REQUEST »
Wherever the word "index" appears in a line, copy that line.

:: DATA ROWS

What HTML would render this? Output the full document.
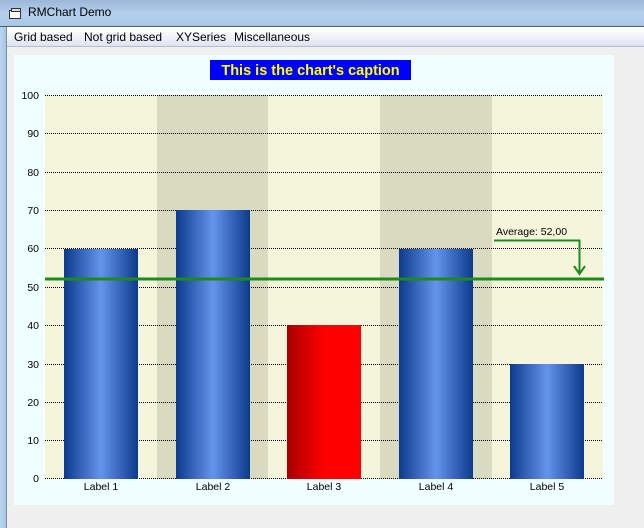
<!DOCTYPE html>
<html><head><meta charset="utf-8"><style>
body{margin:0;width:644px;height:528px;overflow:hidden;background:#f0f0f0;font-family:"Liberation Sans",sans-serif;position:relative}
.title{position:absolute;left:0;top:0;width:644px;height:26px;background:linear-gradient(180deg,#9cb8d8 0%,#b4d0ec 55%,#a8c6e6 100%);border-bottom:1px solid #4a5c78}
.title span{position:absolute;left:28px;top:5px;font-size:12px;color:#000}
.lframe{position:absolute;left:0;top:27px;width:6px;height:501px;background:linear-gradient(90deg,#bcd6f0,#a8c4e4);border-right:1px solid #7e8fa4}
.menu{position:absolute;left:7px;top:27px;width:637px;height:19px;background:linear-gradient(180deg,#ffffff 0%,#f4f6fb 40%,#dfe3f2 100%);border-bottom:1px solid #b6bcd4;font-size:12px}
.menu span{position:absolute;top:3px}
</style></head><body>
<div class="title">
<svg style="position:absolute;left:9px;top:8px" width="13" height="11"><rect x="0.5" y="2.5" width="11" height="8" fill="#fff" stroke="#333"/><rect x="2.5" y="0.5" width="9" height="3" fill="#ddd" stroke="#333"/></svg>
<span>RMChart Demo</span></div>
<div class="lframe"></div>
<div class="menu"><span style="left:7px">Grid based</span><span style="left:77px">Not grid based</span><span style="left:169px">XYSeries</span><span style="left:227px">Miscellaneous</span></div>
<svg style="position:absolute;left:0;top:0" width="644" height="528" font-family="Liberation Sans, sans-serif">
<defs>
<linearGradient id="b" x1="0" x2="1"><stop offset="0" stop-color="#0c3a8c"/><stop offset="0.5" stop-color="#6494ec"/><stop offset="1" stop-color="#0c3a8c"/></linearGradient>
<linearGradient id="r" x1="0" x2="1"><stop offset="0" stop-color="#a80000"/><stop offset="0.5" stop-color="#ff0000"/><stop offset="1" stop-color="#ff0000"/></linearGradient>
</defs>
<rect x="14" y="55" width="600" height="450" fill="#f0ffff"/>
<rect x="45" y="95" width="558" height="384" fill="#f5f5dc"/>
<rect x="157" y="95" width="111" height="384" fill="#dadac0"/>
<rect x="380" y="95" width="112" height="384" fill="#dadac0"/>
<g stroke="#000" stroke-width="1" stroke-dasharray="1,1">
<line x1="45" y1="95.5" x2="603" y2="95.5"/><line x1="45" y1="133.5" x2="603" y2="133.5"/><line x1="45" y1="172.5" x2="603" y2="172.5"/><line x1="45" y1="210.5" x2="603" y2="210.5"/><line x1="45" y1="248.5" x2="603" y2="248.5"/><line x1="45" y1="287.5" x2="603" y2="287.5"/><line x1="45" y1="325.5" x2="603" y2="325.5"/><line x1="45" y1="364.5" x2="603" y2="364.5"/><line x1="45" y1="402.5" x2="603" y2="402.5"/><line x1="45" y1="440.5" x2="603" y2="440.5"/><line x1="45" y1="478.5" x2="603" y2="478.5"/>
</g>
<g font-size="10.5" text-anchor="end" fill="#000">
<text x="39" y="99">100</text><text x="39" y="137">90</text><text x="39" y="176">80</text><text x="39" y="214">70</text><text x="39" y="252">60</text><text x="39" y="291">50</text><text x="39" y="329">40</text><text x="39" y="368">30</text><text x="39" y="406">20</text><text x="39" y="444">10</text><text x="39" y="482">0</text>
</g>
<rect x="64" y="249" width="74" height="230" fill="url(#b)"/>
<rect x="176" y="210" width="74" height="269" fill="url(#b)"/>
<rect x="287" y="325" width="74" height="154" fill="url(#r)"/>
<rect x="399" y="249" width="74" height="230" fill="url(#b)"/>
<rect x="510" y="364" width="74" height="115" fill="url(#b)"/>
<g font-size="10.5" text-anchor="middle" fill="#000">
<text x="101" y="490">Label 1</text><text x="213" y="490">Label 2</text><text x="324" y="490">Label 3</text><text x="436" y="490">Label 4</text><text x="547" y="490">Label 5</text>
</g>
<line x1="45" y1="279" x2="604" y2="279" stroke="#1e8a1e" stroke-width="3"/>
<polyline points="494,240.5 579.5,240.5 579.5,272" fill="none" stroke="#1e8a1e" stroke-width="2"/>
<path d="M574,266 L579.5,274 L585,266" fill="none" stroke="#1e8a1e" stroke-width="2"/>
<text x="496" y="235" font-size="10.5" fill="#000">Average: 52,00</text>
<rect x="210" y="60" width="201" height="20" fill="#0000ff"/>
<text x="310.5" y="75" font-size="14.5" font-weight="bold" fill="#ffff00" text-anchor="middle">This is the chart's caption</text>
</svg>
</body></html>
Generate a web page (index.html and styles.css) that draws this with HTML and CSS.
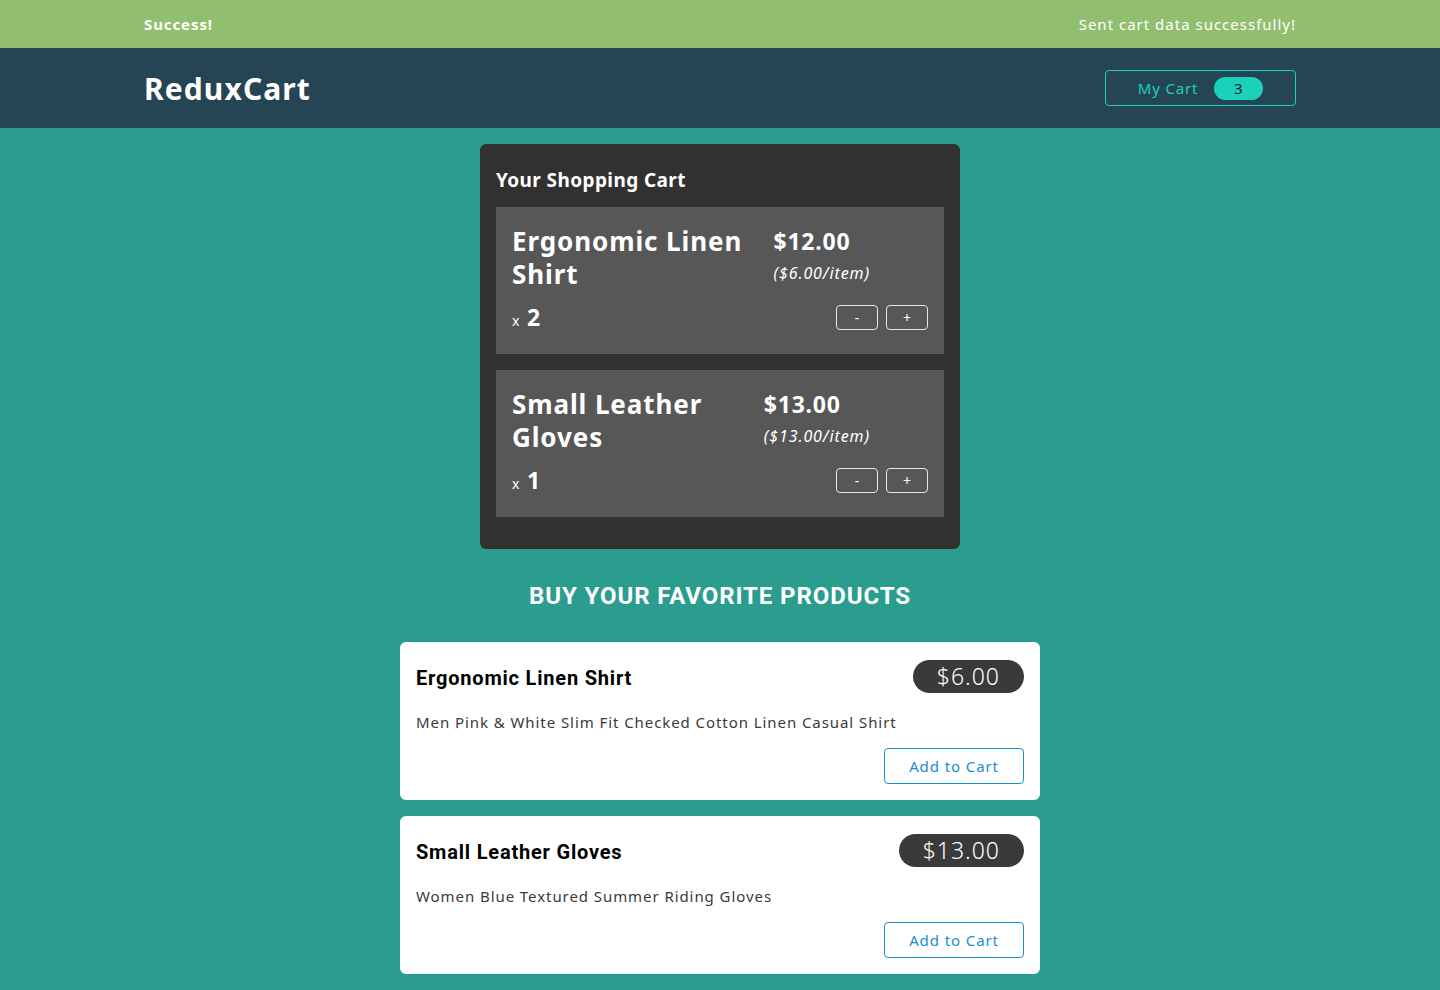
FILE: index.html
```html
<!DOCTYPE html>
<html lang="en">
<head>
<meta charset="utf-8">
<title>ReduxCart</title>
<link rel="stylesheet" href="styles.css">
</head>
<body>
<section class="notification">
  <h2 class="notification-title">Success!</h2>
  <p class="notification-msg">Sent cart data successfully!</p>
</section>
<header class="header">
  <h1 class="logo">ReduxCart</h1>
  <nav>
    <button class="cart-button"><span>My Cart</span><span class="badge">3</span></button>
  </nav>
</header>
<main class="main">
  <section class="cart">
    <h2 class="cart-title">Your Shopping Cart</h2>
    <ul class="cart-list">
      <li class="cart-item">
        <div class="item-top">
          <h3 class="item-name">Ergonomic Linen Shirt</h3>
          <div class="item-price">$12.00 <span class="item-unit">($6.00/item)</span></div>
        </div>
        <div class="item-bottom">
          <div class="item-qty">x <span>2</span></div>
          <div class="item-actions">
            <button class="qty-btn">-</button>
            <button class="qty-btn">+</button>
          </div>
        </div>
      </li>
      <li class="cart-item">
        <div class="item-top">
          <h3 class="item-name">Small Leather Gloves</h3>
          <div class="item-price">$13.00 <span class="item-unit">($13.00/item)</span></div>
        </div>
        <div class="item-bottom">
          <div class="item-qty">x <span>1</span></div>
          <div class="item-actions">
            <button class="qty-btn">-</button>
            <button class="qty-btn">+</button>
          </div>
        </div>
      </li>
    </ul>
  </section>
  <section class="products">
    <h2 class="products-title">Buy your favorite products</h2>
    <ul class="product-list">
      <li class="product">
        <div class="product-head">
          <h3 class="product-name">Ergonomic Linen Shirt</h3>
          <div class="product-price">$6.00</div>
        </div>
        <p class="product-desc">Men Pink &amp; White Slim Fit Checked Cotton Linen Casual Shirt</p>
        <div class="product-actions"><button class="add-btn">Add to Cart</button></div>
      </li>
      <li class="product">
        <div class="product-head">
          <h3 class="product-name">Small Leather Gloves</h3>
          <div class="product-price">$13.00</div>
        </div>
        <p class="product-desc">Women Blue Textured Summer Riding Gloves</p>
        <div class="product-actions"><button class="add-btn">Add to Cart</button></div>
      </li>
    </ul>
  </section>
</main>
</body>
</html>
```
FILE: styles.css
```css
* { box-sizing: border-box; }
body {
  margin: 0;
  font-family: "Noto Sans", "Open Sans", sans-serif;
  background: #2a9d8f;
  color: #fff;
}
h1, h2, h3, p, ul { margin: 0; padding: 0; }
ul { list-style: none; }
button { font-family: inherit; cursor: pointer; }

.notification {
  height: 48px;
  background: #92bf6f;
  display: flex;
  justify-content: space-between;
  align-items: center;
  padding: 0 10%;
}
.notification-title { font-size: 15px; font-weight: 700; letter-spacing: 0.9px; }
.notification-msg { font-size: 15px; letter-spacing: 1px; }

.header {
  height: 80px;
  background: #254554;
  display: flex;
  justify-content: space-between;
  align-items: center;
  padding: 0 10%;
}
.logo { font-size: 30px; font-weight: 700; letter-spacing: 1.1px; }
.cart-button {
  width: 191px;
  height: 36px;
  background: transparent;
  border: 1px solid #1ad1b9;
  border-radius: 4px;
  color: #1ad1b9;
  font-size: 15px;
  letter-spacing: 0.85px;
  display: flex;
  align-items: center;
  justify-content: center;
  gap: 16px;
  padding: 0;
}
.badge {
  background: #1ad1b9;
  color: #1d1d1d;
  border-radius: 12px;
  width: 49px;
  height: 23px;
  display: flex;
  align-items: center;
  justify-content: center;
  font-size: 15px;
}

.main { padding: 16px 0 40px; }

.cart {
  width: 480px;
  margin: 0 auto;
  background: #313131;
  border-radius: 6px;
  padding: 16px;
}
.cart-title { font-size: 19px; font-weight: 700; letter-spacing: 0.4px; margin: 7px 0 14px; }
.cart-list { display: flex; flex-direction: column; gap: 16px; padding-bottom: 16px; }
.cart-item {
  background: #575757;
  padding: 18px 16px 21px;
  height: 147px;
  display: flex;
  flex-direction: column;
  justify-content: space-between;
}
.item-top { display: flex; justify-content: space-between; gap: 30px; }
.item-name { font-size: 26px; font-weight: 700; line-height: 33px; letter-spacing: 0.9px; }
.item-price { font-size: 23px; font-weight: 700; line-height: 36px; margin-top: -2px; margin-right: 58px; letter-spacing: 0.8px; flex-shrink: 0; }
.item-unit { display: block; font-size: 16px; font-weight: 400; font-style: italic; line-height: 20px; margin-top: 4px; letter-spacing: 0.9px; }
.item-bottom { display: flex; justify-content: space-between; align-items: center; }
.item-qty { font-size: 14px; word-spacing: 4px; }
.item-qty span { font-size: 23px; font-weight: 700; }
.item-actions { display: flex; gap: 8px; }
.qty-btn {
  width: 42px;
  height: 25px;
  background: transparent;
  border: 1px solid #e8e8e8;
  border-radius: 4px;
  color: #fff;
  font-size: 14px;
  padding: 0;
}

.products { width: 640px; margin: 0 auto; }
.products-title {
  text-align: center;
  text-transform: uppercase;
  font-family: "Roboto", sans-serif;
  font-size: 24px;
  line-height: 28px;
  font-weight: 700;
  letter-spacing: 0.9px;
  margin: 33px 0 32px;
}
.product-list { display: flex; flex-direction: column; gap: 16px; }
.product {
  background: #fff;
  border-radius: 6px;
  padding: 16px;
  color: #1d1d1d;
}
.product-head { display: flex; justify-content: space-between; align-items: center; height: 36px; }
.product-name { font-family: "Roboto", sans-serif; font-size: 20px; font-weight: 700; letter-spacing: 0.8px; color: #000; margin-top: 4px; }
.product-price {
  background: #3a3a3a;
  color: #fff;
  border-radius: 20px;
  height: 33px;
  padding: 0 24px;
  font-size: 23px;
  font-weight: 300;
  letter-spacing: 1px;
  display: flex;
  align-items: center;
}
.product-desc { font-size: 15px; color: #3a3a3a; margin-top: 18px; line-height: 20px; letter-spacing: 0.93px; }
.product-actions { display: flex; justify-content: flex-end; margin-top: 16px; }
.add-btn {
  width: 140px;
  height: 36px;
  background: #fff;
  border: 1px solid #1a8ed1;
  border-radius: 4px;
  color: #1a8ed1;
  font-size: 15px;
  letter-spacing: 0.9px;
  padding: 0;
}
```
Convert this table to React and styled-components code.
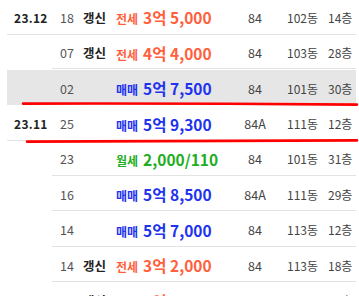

::::

COMPLETE ANSWER »
Generate a web page (index.html and styles.css) that draws this with HTML and CSS.
FILE: index.html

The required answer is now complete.